Billy, the True Giver

Remarks at the Interfaith Memorial Service on January 14, 2020

by Vicki Judice, Executive Director of the Harry Tompson Center

I’m often asked how I stay hopeful in the face of so much sadness and suffering. It can be difficult encountering guests at the Rebuild Center, all the while aware that the average age of death is 50 years old for those who have lived outside for more than seven years. The hard work of our staff and volunteers at the Harry Tompson Center, as well as other agencies such as Depaul USA, Catholic Charities, Covenant House, Travelers Aid, NOPD Homeless Assistance Unit, City of New Orleans Health Department, Salvation Army and others in moving people off the streets into housing, inspires me and gives me hope that more lives can be saved. It also gives me hope when I encounter someone who has been going through a really hard time living without housing and then I witness them doing the very same thing that I’m trying to do: trying to help the world be a better place, even if just for one person at a time. I realize then that there is more in common with the people we serve at the Rebuild Center than things that divide us.

One person who recently brought this realization home to me is Billy Shepherd. Billy very much wanted to be here tonight to share his story with you, but tragically, his daughter was in a car accident in Texas, so he had to rush to her side. I assured Billy that we would keep them in our prayers tonight.

What Billy wanted to share with you is that while living for 1 ½ years in his van, there were plenty of reasons to give up hope: his car was repeatedly vandalized, he was having trouble finding a job, his savings quickly ran out.
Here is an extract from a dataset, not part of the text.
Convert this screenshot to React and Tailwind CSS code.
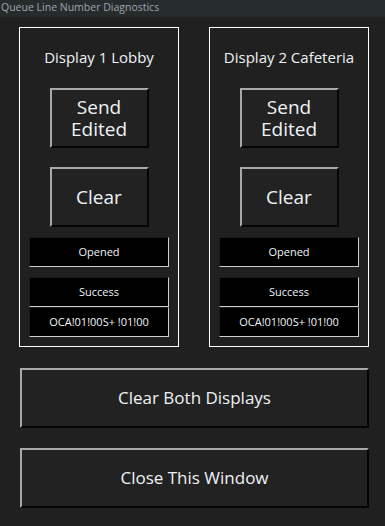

Even after all of his possessions fell out of the back of his van on the way to his new apartment, he did not despair. Billy said, “The Holy Spirit spoke to me and said, ‘What’s more important? Getting the key to your own residence or a few material things you can replace?’ My faith in God allows me to believe that others needed my stuff more. I feel like I ‘donated’ the possessions that fell out of my van to those who might have needed them more. That’s when I realized God was saying Out with Old and In with the New.”

That’s what Billy wanted to share with you. What I want to share with you about Billy is this. I learned from Billy about the real meaning of being a True Giver recently on – of all days- “Giving Tuesday.” You remember Giving Tuesday, right? It was a day when many of us were frantically contacting our supporters on Facebook, Instagram, email; you name it, we were asking everyone to give an online donation to support our good work. That very same day that I was encouraging people to be a True Giver on Giving Tuesday, I see Billy stride into our center with a brand new bike and new lock that he had purchased himself for one of the other guests he knew needed a bike. He had no awareness about Giving Tuesday. He was just doing what he felt he could do and should do to help the world be a better place, just like you and I try to do. Billy – the True Giver – is doing just fine.